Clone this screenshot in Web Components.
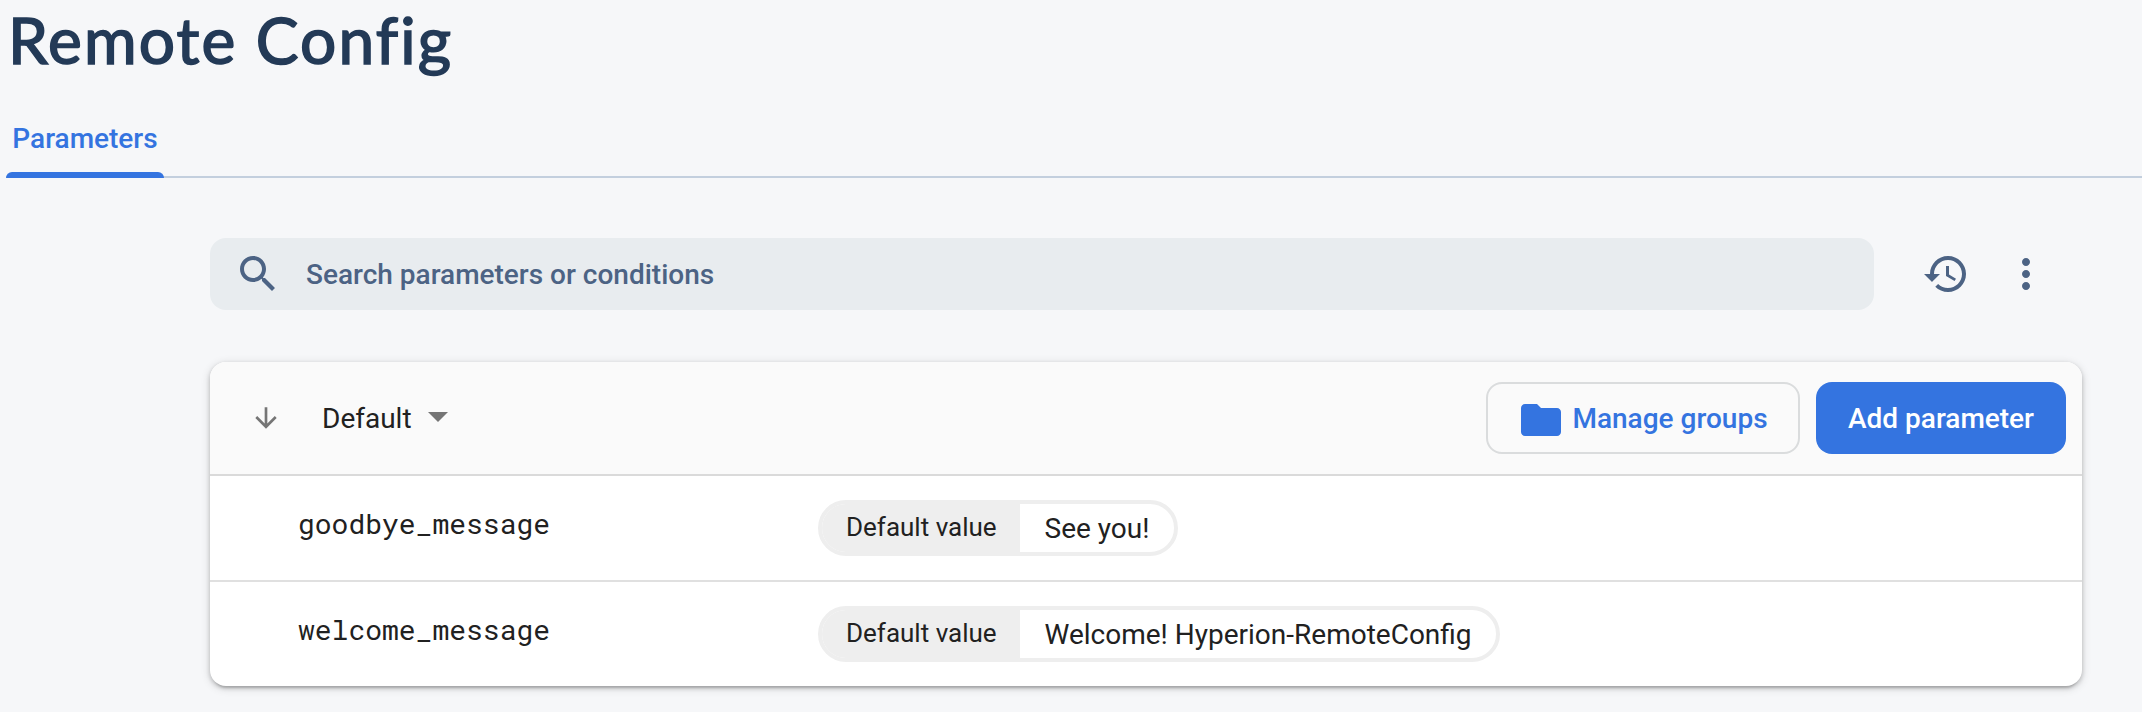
<!DOCTYPE html>
<html lang="en">
<head>
<meta charset="utf-8">
<title>Remote Config</title>
<style>
  html, body { margin: 0; height: 100%; }
  body { background: #f6f7f9; font-family: Roboto, "Liberation Sans", sans-serif; font-size: 28px; color: #212121; overflow: hidden; }
</style>
</head>
<body>
<rc-page>
  <rc-title slot="title">Remote Config</rc-title>
  <rc-tabs slot="tabs"><rc-tab>Parameters</rc-tab></rc-tabs>
  <rc-toolbar>
    <rc-search>Search parameters or conditions</rc-search>
    <rc-icon name="history" slot="actions"></rc-icon>
    <rc-icon name="more" slot="actions"></rc-icon>
  </rc-toolbar>
  <rc-card>
    <rc-sort slot="header">Default</rc-sort>
    <rc-button slot="header" kind="outline"><rc-icon name="folder" slot="icon"></rc-icon>Manage groups</rc-button>
    <rc-button slot="header" kind="filled">Add parameter</rc-button>
    <rc-row name="goodbye_message"><rc-chip label="Default value">See you!</rc-chip></rc-row>
    <rc-row name="welcome_message"><rc-chip label="Default value">Welcome! Hyperion-RemoteConfig</rc-chip></rc-row>
  </rc-card>
</rc-page>
<script>
const define = (name, html, setup) => {
  const template = document.createElement('template');
  template.innerHTML = html;
  customElements.define(name, class extends HTMLElement {
    constructor() {
      super();
      this.attachShadow({ mode: 'open' }).append(template.content.cloneNode(true));
    }
    connectedCallback() { if (setup) setup(this, this.shadowRoot); }
  });
};

define('rc-page', `
  <style>
    :host { display: block; height: 100%; }
    main { padding: 60px 60px 0 210px; }
  </style>
  <slot name="title"></slot><slot name="tabs"></slot><main><slot></slot></main>`);

define('rc-title', `
  <style>
    :host { display: block; height: 112px; }
    h1 { margin: 0; padding-left: 8px; font: 400 64px/80px Lato, sans-serif; color: #233a57; white-space: nowrap; }
    span { -webkit-text-stroke: 1.6px #233a57; letter-spacing: 2.1px; }
  </style>
  <h1><span><slot></slot></span></h1>`);

define('rc-tabs', `
  <style>
    :host { display: flex; height: 66px; margin-left: 6px;
            background: linear-gradient(#c3cfde, #c3cfde) bottom / 100% 2px no-repeat; }
  </style>
  <slot></slot>`);

define('rc-tab', `
  <style>
    :host { display: flex; flex-direction: column; width: 158px; color: #3474e0; font-weight: 500; }
    .label { flex: 1; text-align: center; line-height: 53px; }
    .bar { height: 6px; border-radius: 6px 6px 0 0; background: #3474e0; }
  </style>
  <div class="label"><slot></slot></div><div class="bar"></div>`);

const icons = {
  search: 'M15.5 14h-.79l-.28-.27C15.41 12.59 16 11.11 16 9.5 16 5.91 13.09 3 9.5 3S3 5.91 3 9.5 5.91 16 9.5 16c1.61 0 3.09-.59 4.23-1.57l.27.28v.79l5 4.99L20.49 19l-4.99-5zm-6 0C7.01 14 5 11.99 5 9.5S7.01 5 9.5 5 14 7.01 14 9.5 11.99 14 9.5 14z',
  history: 'M13 3c-4.97 0-9 4.03-9 9H1l3.89 3.89.07.14L9 12H6c0-3.87 3.13-7 7-7s7 3.13 7 7-3.13 7-7 7c-1.93 0-3.68-.79-4.94-2.06l-1.42 1.42C8.27 19.99 10.51 21 13 21c4.97 0 9-4.03 9-9s-4.03-9-9-9zm-1 5v5l4.28 2.54.72-1.21-3.5-2.08V8H12z',
  more: 'M12 8c1.1 0 2-.9 2-2s-.9-2-2-2-2 .9-2 2 .9 2 2 2zm0 2c-1.1 0-2 .9-2 2s.9 2 2 2 2-.9 2-2-.9-2-2-2zm0 6c-1.1 0-2 .9-2 2s.9 2 2 2 2-.9 2-2-.9-2-2-2z',
  folder: 'M10 4H4c-1.1 0-1.99.9-1.99 2L2 18c0 1.1.9 2 2 2h16c1.1 0 2-.9 2-2V8c0-1.1-.9-2-2-2h-8l-2-2z',
  down: 'M20 12l-1.41-1.41L13 16.17V4h-2v12.17l-5.58-5.59L4 12l8 8 8-8z'
};
define('rc-icon', `
  <style>
    :host { display: block; flex: none; width: 48px; height: 48px; }
    svg { display: block; width: 100%; height: 100%; fill: currentColor; }
  </style>
  <svg viewBox="0 0 24 24"><path/></svg>`,
  (el, root) => root.querySelector('path').setAttribute('d', icons[el.getAttribute('name')]));

define('rc-toolbar', `
  <style>
    :host { display: flex; align-items: center; gap: 32px; color: #4c6384; padding-right: 32px; }
    .actions { display: flex; gap: 32px; margin-left: 16px; }
  </style>
  <slot></slot><div class="actions"><slot name="actions"></slot></div>`);

define('rc-search', `
  <style>
    :host { display: flex; align-items: center; flex: 1; height: 72px; box-sizing: border-box;
            gap: 24px; padding-left: 24px; border-radius: 16px; background: #e8ecef; font-weight: 500; }
  </style>
  <rc-icon name="search"></rc-icon><span><slot></slot></span>`);

define('rc-card', `
  <style>
    :host { display: block; margin-top: 52px; border-radius: 16px; background: #fff;
            box-shadow: 0 6px 2px -4px rgba(0,0,0,.12), 0 2px 4px rgba(0,0,0,.18), 0 2px 10px rgba(0,0,0,.16); }
    header { display: flex; align-items: center; gap: 16px; height: 114px; box-sizing: border-box;
             padding-right: 16px; background: #fafafa; border-bottom: 2px solid #dadada; border-radius: 16px 16px 0 0; }
  </style>
  <header><slot name="header"></slot></header><slot></slot>`);

define('rc-sort', `
  <style>
    :host { display: flex; align-items: center; flex: 1; padding-left: 40px; }
    rc-icon { width: 32px; height: 32px; color: #757575; margin-right: 40px; }
    i { margin: -2px 0 0 16px; border: solid transparent; border-width: 10px 10px 0; border-top-color: #757575; }
  </style>
  <rc-icon name="down"></rc-icon><span><slot></slot></span><i></i>`);

define('rc-button', `
  <style>
    :host { display: flex; align-items: center; justify-content: center; height: 72px; box-sizing: border-box;
            border-radius: 16px; font-weight: 500; white-space: nowrap; }
    :host([kind=outline]) { width: 314px; padding-right: 1px; border: 2px solid #dadcdd; color: #3474e0; gap: 7px; }
    :host([kind=filled]) { width: 250px; background: #3474e0; color: #fff; }
    ::slotted(rc-icon) { margin-top: 4px; }
  </style>
  <slot name="icon"></slot><span><slot></slot></span>`);

define('rc-row', `
  <style>
    :host { display: grid; grid-template-columns: 520px 1fr; align-items: center; height: 104px; padding-left: 88px; }
    :host(:not(:last-child)) { border-bottom: 2px solid #e0e0e0; }
    .name { font-family: "Roboto Mono", "Liberation Mono", monospace; padding-bottom: 9px; }
  </style>
  <span class="name"></span><div><slot></slot></div>`,
  (el, root) => root.querySelector('.name').textContent = el.getAttribute('name'));

define('rc-chip', `
  <style>
    :host { display: flex; width: max-content; height: 56px; box-sizing: border-box; line-height: 49px;
            border: 4px solid #eee; border-radius: 28px; background: #fff; overflow: hidden; }
    .label { width: 198px; padding-left: 24px; box-sizing: border-box; background: #eee; font-size: 26px; line-height: 47px; }
    .value { padding: 0 24.5px 0 24.5px; }
  </style>
  <span class="label"></span><span class="value"><slot></slot></span>`,
  (el, root) => root.querySelector('.label').textContent = el.getAttribute('label'));
</script>
</body>
</html>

━━━━━━━━━━━━━━━━━━━━

• _What you are asked to do_:
Each line of the data is to be duplicated exactly; pictures stay out of the copy.

• _Answer to this task_:
Clone this screenshot in Web Components.
<!DOCTYPE html>
<html lang="en">
<head>
<meta charset="utf-8">
<title>Remote Config</title>
<style>
  html, body { margin: 0; height: 100%; }
  body { background: #f6f7f9; font-family: Roboto, "Liberation Sans", sans-serif; font-size: 28px; color: #212121; overflow: hidden; }
</style>
</head>
<body>
<rc-page>
  <rc-title slot="title">Remote Config</rc-title>
  <rc-tabs slot="tabs"><rc-tab>Parameters</rc-tab></rc-tabs>
  <rc-toolbar>
    <rc-search>Search parameters or conditions</rc-search>
    <rc-icon name="history" slot="actions"></rc-icon>
    <rc-icon name="more" slot="actions"></rc-icon>
  </rc-toolbar>
  <rc-card>
    <rc-sort slot="header">Default</rc-sort>
    <rc-button slot="header" kind="outline"><rc-icon name="folder" slot="icon"></rc-icon>Manage groups</rc-button>
    <rc-button slot="header" kind="filled">Add parameter</rc-button>
    <rc-row name="goodbye_message"><rc-chip label="Default value">See you!</rc-chip></rc-row>
    <rc-row name="welcome_message"><rc-chip label="Default value">Welcome! Hyperion-RemoteConfig</rc-chip></rc-row>
  </rc-card>
</rc-page>
<script>
const define = (name, html, setup) => {
  const template = document.createElement('template');
  template.innerHTML = html;
  customElements.define(name, class extends HTMLElement {
    constructor() {
      super();
      this.attachShadow({ mode: 'open' }).append(template.content.cloneNode(true));
    }
    connectedCallback() { if (setup) setup(this, this.shadowRoot); }
  });
};

define('rc-page', `
  <style>
    :host { display: block; height: 100%; }
    main { padding: 60px 60px 0 210px; }
  </style>
  <slot name="title"></slot><slot name="tabs"></slot><main><slot></slot></main>`);

define('rc-title', `
  <style>
    :host { display: block; height: 112px; }
    h1 { margin: 0; padding-left: 8px; font: 400 64px/80px Lato, sans-serif; color: #233a57; white-space: nowrap; }
    span { -webkit-text-stroke: 1.6px #233a57; letter-spacing: 2.1px; }
  </style>
  <h1><span><slot></slot></span></h1>`);

define('rc-tabs', `
  <style>
    :host { display: flex; height: 66px; margin-left: 6px;
            background: linear-gradient(#c3cfde, #c3cfde) bottom / 100% 2px no-repeat; }
  </style>
  <slot></slot>`);

define('rc-tab', `
  <style>
    :host { display: flex; flex-direction: column; width: 158px; color: #3474e0; font-weight: 500; }
    .label { flex: 1; text-align: center; line-height: 53px; }
    .bar { height: 6px; border-radius: 6px 6px 0 0; background: #3474e0; }
  </style>
  <div class="label"><slot></slot></div><div class="bar"></div>`);

const icons = {
  search: 'M15.5 14h-.79l-.28-.27C15.41 12.59 16 11.11 16 9.5 16 5.91 13.09 3 9.5 3S3 5.91 3 9.5 5.91 16 9.5 16c1.61 0 3.09-.59 4.23-1.57l.27.28v.79l5 4.99L20.49 19l-4.99-5zm-6 0C7.01 14 5 11.99 5 9.5S7.01 5 9.5 5 14 7.01 14 9.5 11.99 14 9.5 14z',
  history: 'M13 3c-4.97 0-9 4.03-9 9H1l3.89 3.89.07.14L9 12H6c0-3.87 3.13-7 7-7s7 3.13 7 7-3.13 7-7 7c-1.93 0-3.68-.79-4.94-2.06l-1.42 1.42C8.27 19.99 10.51 21 13 21c4.97 0 9-4.03 9-9s-4.03-9-9-9zm-1 5v5l4.28 2.54.72-1.21-3.5-2.08V8H12z',
  more: 'M12 8c1.1 0 2-.9 2-2s-.9-2-2-2-2 .9-2 2 .9 2 2 2zm0 2c-1.1 0-2 .9-2 2s.9 2 2 2 2-.9 2-2-.9-2-2-2zm0 6c-1.1 0-2 .9-2 2s.9 2 2 2 2-.9 2-2-.9-2-2-2z',
  folder: 'M10 4H4c-1.1 0-1.99.9-1.99 2L2 18c0 1.1.9 2 2 2h16c1.1 0 2-.9 2-2V8c0-1.1-.9-2-2-2h-8l-2-2z',
  down: 'M20 12l-1.41-1.41L13 16.17V4h-2v12.17l-5.58-5.59L4 12l8 8 8-8z'
};
define('rc-icon', `
  <style>
    :host { display: block; flex: none; width: 48px; height: 48px; }
    svg { display: block; width: 100%; height: 100%; fill: currentColor; }
  </style>
  <svg viewBox="0 0 24 24"><path/></svg>`,
  (el, root) => root.querySelector('path').setAttribute('d', icons[el.getAttribute('name')]));

define('rc-toolbar', `
  <style>
    :host { display: flex; align-items: center; gap: 32px; color: #4c6384; padding-right: 32px; }
    .actions { display: flex; gap: 32px; margin-left: 16px; }
  </style>
  <slot></slot><div class="actions"><slot name="actions"></slot></div>`);

define('rc-search', `
  <style>
    :host { display: flex; align-items: center; flex: 1; height: 72px; box-sizing: border-box;
            gap: 24px; padding-left: 24px; border-radius: 16px; background: #e8ecef; font-weight: 500; }
  </style>
  <rc-icon name="search"></rc-icon><span><slot></slot></span>`);

define('rc-card', `
  <style>
    :host { display: block; margin-top: 52px; border-radius: 16px; background: #fff;
            box-shadow: 0 6px 2px -4px rgba(0,0,0,.12), 0 2px 4px rgba(0,0,0,.18), 0 2px 10px rgba(0,0,0,.16); }
    header { display: flex; align-items: center; gap: 16px; height: 114px; box-sizing: border-box;
             padding-right: 16px; background: #fafafa; border-bottom: 2px solid #dadada; border-radius: 16px 16px 0 0; }
  </style>
  <header><slot name="header"></slot></header><slot></slot>`);

define('rc-sort', `
  <style>
    :host { display: flex; align-items: center; flex: 1; padding-left: 40px; }
    rc-icon { width: 32px; height: 32px; color: #757575; margin-right: 40px; }
    i { margin: -2px 0 0 16px; border: solid transparent; border-width: 10px 10px 0; border-top-color: #757575; }
  </style>
  <rc-icon name="down"></rc-icon><span><slot></slot></span><i></i>`);

define('rc-button', `
  <style>
    :host { display: flex; align-items: center; justify-content: center; height: 72px; box-sizing: border-box;
            border-radius: 16px; font-weight: 500; white-space: nowrap; }
    :host([kind=outline]) { width: 314px; padding-right: 1px; border: 2px solid #dadcdd; color: #3474e0; gap: 7px; }
    :host([kind=filled]) { width: 250px; background: #3474e0; color: #fff; }
    ::slotted(rc-icon) { margin-top: 4px; }
  </style>
  <slot name="icon"></slot><span><slot></slot></span>`);

define('rc-row', `
  <style>
    :host { display: grid; grid-template-columns: 520px 1fr; align-items: center; height: 104px; padding-left: 88px; }
    :host(:not(:last-child)) { border-bottom: 2px solid #e0e0e0; }
    .name { font-family: "Roboto Mono", "Liberation Mono", monospace; padding-bottom: 9px; }
  </style>
  <span class="name"></span><div><slot></slot></div>`,
  (el, root) => root.querySelector('.name').textContent = el.getAttribute('name'));

define('rc-chip', `
  <style>
    :host { display: flex; width: max-content; height: 56px; box-sizing: border-box; line-height: 49px;
            border: 4px solid #eee; border-radius: 28px; background: #fff; overflow: hidden; }
    .label { width: 198px; padding-left: 24px; box-sizing: border-box; background: #eee; font-size: 26px; line-height: 47px; }
    .value { padding: 0 24.5px 0 24.5px; }
  </style>
  <span class="label"></span><span class="value"><slot></slot></span>`,
  (el, root) => root.querySelector('.label').textContent = el.getAttribute('label'));
</script>
</body>
</html>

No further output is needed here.